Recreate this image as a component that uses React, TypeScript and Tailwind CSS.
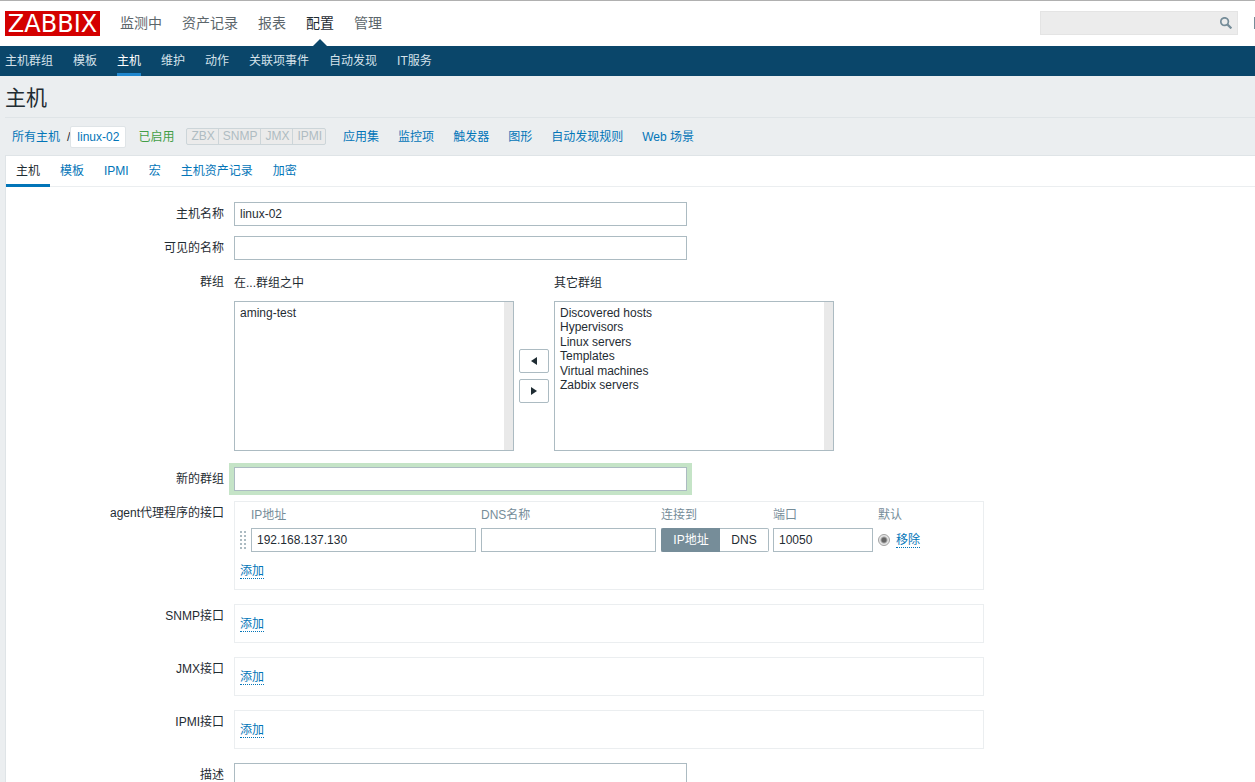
import { useState, type ReactNode } from "react";

const mainNav = ["监测中", "资产记录", "报表", "配置", "管理"];
const subNav = ["主机群组", "模板", "主机", "维护", "动作", "关联项事件", "自动发现", "IT服务"];
const hostLinks = ["应用集", "监控项", "触发器", "图形", "自动发现规则", "Web 场景"];
const interfaceTypes = ["ZBX", "SNMP", "JMX", "IPMI"];
const tabs = ["主机", "模板", "IPMI", "宏", "主机资产记录", "加密"];
const otherGroups = [
  "Discovered hosts",
  "Hypervisors",
  "Linux servers",
  "Templates",
  "Virtual machines",
  "Zabbix servers",
];

const field = "h-6 border border-[#acbbc2] bg-white px-[5px] text-xs text-[#1f2c33] outline-none";

function Header() {
  return (
    <header>
      <div className="flex h-[46px] items-start overflow-hidden border-t border-[#b0b0b0] bg-white pt-[10px] pl-[5px]">
        <a
          href="#"
          className="flex h-[25px] w-[95px] shrink-0 items-center justify-center bg-[#d40000] font-['DejaVu_Sans',sans-serif] text-2xl leading-none text-white"
        >
          ZABBIX
        </a>
        <nav className="ml-5 flex gap-5 text-sm">
          {mainNav.map((item) => {
            const active = item === "配置";
            return (
              <a
                key={item}
                href="#"
                className={
                  active
                    ? "relative flex h-9 shrink-0 justify-center leading-6 text-[#1f2c33]"
                    : "h-9 shrink-0 leading-6 text-[#5c666b]"
                }
              >
                {item}
                {active && (
                  <svg viewBox="0 0 16 8" className="absolute bottom-0 h-2 w-4" aria-hidden="true">
                    <path d="M0 8 L8 0 L16 8 Z" fill="#0a466a" />
                  </svg>
                )}
              </a>
            );
          })}
        </nav>
        <form className="ml-auto flex h-6 w-[198px] shrink-0 items-center border border-[#e4e4e4] bg-[#ececec] pr-[5px]">
          <input type="text" aria-label="搜索" className="min-w-0 flex-1 px-1 text-xs outline-none" />
          <button type="button" aria-label="搜索" className="p-0">
            <svg viewBox="0 0 12 12" className="h-3 w-3" fill="none" stroke="#768d99">
              <circle cx="4.6" cy="4.6" r="3.8" strokeWidth="1.7" />
              <path d="M7.6 7.6 L11.4 11.4" strokeWidth="2.2" />
            </svg>
          </button>
        </form>
        <a href="#" aria-label="Share" className="mt-1.5 ml-4 h-3 w-px shrink-0 overflow-hidden">
          <svg viewBox="0 0 12 12" className="h-3 w-3 max-w-none" aria-hidden="true">
            <path d="M0 0 H3 V12 H0 Z" fill="#768d99" />
          </svg>
        </a>
      </div>
      <nav className="flex h-[30px] gap-5 bg-[#0a466a] pl-[5px] text-xs leading-[30px] text-[#d5e2ea]">
        {subNav.map((item) => (
          <a
            key={item}
            href="#"
            className={item === "主机" ? "h-[30px] border-b-[3px] border-[#1f87cf] text-white" : "h-[30px]"}
          >
            {item}
          </a>
        ))}
      </nav>
    </header>
  );
}

function HostBar() {
  return (
    <div className="flex h-[37px] items-center pl-[7px] text-xs leading-4 text-[#0275b8]">
      <a href="#">所有主机</a>
      <span className="ml-[7px] text-[#1f2c33]">/</span>
      <a href="#" className="rounded-xs border border-[#dfe4e7] bg-white px-1.5 py-0.5">
        linux-02
      </a>
      <span className="ml-3 text-[#429e47]">已启用</span>
      <span className="ml-3 flex rounded-xs border border-[#ccd5d9] bg-[#ebebeb] leading-[15px] text-[#afbcc2]">
        {interfaceTypes.map((type) => (
          <span key={type} className="border-r border-[#ccd5d9] pr-[3px] pl-1 last:border-r-0">
            {type}
          </span>
        ))}
      </span>
      <nav className="ml-[17px] flex gap-[19px]">
        {hostLinks.map((item) => (
          <a key={item} href="#">
            {item}
          </a>
        ))}
      </nav>
    </div>
  );
}

function Row({ label, htmlFor, children }: { label: string; htmlFor?: string; children: ReactNode }) {
  return (
    <div className="flex gap-[10px]">
      <label htmlFor={htmlFor} className="w-[218px] shrink-0 pt-1 text-right leading-4">
        {label}
      </label>
      {children}
    </div>
  );
}

function GroupList({ id, caption, options }: { id: string; caption: string; options: string[] }) {
  return (
    <div className="w-[280px]">
      <label htmlFor={id} className="block pt-[5px] pb-[10px] leading-4">
        {caption}
      </label>
      <div className="h-[150px] border border-[#acbbc2]">
        <select
          id={id}
          multiple
          className="block h-full w-full appearance-none overflow-hidden border-r-[9px] border-[#e9e9e9] bg-white px-[3px] py-1 text-xs outline-none"
        >
          {options.map((option) => (
            <option key={option} className="px-0.5 leading-[14px]">
              {option}
            </option>
          ))}
        </select>
      </div>
    </div>
  );
}

function LinkButton({ children }: { children: ReactNode }) {
  return (
    <button type="button" className="border-b border-dotted border-[#0275b8] leading-[14px] text-[#0275b8]">
      {children}
    </button>
  );
}

function InterfaceRow({ label }: { label: string }) {
  return (
    <Row label={label}>
      <div className="h-[39px] w-[750px] border border-[#ebeef0] px-[5px] pt-3">
        <div className="flex">
          <LinkButton>添加</LinkButton>
        </div>
      </div>
    </Row>
  );
}

function DragHandle() {
  return (
    <svg viewBox="0 0 6 18" className="block h-[18px] w-1.5" fill="#acbbc2" aria-hidden="true">
      {[0, 4, 8, 12, 16].map((y) => (
        <path key={y} d={`M0 ${y}h2v2h-2z M4 ${y}h2v2h-2z`} />
      ))}
    </svg>
  );
}

function AgentInterfaces() {
  const [connect, setConnect] = useState("ip");
  const segment = "flex h-6 cursor-pointer items-center justify-center border-y";
  const on = " border-[#768d99] bg-[#768d99] text-white";
  const off = " border-[#acbbc2] bg-white";
  return (
    <div className="h-[89px] w-[750px] border border-[#ebeef0] px-[5px] pt-[5px]">
      <table className="table-fixed border-collapse">
        <thead>
          <tr className="text-left leading-4 text-[#768d99]">
            <th className="w-[11px]" />
            <th className="w-[230px] font-normal">IP地址</th>
            <th className="w-[180px] font-normal">DNS名称</th>
            <th className="w-28 font-normal">连接到</th>
            <th className="w-[105px] font-normal">端口</th>
            <th className="w-[18px] font-normal whitespace-nowrap" colSpan={2}>
              默认
            </th>
          </tr>
        </thead>
        <tbody>
          <tr className="h-[34px]">
            <td>
              <DragHandle />
            </td>
            <td>
              <input
                type="text"
                aria-label="IP地址"
                defaultValue="192.168.137.130"
                className={field + " block w-[225px]"}
              />
            </td>
            <td>
              <input type="text" aria-label="DNS名称" className={field + " block w-[175px]"} />
            </td>
            <td>
              <div className="relative flex">
                <label className={segment + " w-[59px] rounded-l-xs border-l" + (connect === "ip" ? on : off)}>
                  <input
                    type="radio"
                    name="connect"
                    className="sr-only"
                    checked={connect === "ip"}
                    onChange={() => setConnect("ip")}
                  />
                  IP地址
                </label>
                <label className={segment + " w-[49px] rounded-r-xs border-r" + (connect === "dns" ? on : off)}>
                  <input
                    type="radio"
                    name="connect"
                    className="sr-only"
                    checked={connect === "dns"}
                    onChange={() => setConnect("dns")}
                  />
                  DNS
                </label>
              </div>
            </td>
            <td>
              <input type="text" aria-label="端口" defaultValue="10050" className={field + " block w-[100px]"} />
            </td>
            <td className="w-[18px]">
              <input
                type="radio"
                name="default"
                aria-label="默认"
                defaultChecked
                className="block h-3 w-3 appearance-none rounded-full border border-[#a3a3a3] bg-[radial-gradient(circle,#666_2px,#e6e6e6_4px)]"
              />
            </td>
            <td>
              <div className="flex whitespace-nowrap">
                <LinkButton>移除</LinkButton>
              </div>
            </td>
          </tr>
        </tbody>
      </table>
      <div className="flex pt-[7px]">
        <LinkButton>添加</LinkButton>
      </div>
    </div>
  );
}

function MoveButton({ label, path }: { label: string; path: string }) {
  return (
    <button
      type="button"
      aria-label={label}
      className="flex h-6 w-[30px] items-center justify-center rounded-xs border border-[#acbbc2] bg-white"
    >
      <svg viewBox="0 0 6 8" className="h-2 w-1.5" aria-hidden="true">
        <path d={path} fill="#1f2c33" />
      </svg>
    </button>
  );
}

export default function App() {
  return (
    <div className="h-screen overflow-hidden bg-[#ebeef0] font-['Liberation_Sans','Noto_Sans_CJK_SC',sans-serif] text-xs text-[#1f2c33]">
      <Header />
      <main className="pl-[5px]">
        <h1 className="h-[42px] border-b border-[#dfe4e7] pt-2 text-[21px] leading-7">主机</h1>
        <HostBar />
        <section className="border-t border-l border-[#dfe4e7] bg-white">
          <div className="flex h-[31px] border-b border-[#ebeef0] leading-[30px]">
            {tabs.map((tab) => (
              <a
                key={tab}
                href="#"
                className={
                  tab === "主机"
                    ? "h-[31px] border-b-[3px] border-[#0275b8] px-[10px]"
                    : "px-[10px] text-[#0275b8]"
                }
              >
                {tab}
              </a>
            ))}
          </div>
          <form className="flex flex-col gap-[14px] pt-[15px]">
            <div className="flex flex-col gap-[10px]">
              <Row label="主机名称" htmlFor="host">
                <input id="host" type="text" defaultValue="linux-02" className={field + " w-[453px]"} />
              </Row>
              <Row label="可见的名称" htmlFor="visible-name">
                <input id="visible-name" type="text" className={field + " w-[453px]"} />
              </Row>
              <Row label="群组" htmlFor="in-groups">
                <div className="flex gap-[5px] pb-1.5">
                  <GroupList id="in-groups" caption="在...群组之中" options={["aming-test"]} />
                  <div className="flex flex-col justify-center gap-1.5 pt-[31px]">
                    <MoveButton label="加入" path="M6 0 V8 L0 4 Z" />
                    <MoveButton label="移出" path="M0 0 V8 L6 4 Z" />
                  </div>
                  <GroupList id="other-groups" caption="其它群组" options={otherGroups} />
                </div>
              </Row>
              <Row label="新的群组" htmlFor="new-group">
                <input
                  id="new-group"
                  type="text"
                  className={
                    field + " w-[453px] shadow-[1px_0_0_4px_#c5e4c7,-1px_0_0_4px_#c5e4c7]"
                  }
                />
              </Row>
              <Row label="agent代理程序的接口">
                <AgentInterfaces />
              </Row>
            </div>
            <InterfaceRow label="SNMP接口" />
            <InterfaceRow label="JMX接口" />
            <InterfaceRow label="IPMI接口" />
            <Row label="描述" htmlFor="description">
              <textarea id="description" rows={7} className="w-[453px] border border-[#acbbc2] bg-white px-[5px] py-1" />
            </Row>
          </form>
        </section>
      </main>
    </div>
  );
}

*****

◆ Exercise aim ◆
Repeat, with no pictures, each line from the beginning of the data through the line containing "bg-white px-[5px] text-xs", inclusive.

◆ Response ◆
Recreate this image as a component that uses React, TypeScript and Tailwind CSS.
import { useState, type ReactNode } from "react";

const mainNav = ["监测中", "资产记录", "报表", "配置", "管理"];
const subNav = ["主机群组", "模板", "主机", "维护", "动作", "关联项事件", "自动发现", "IT服务"];
const hostLinks = ["应用集", "监控项", "触发器", "图形", "自动发现规则", "Web 场景"];
const interfaceTypes = ["ZBX", "SNMP", "JMX", "IPMI"];
const tabs = ["主机", "模板", "IPMI", "宏", "主机资产记录", "加密"];
const otherGroups = [
  "Discovered hosts",
  "Hypervisors",
  "Linux servers",
  "Templates",
  "Virtual machines",
  "Zabbix servers",
];

const field = "h-6 border border-[#acbbc2] bg-white px-[5px] text-xs text-[#1f2c33] outline-none";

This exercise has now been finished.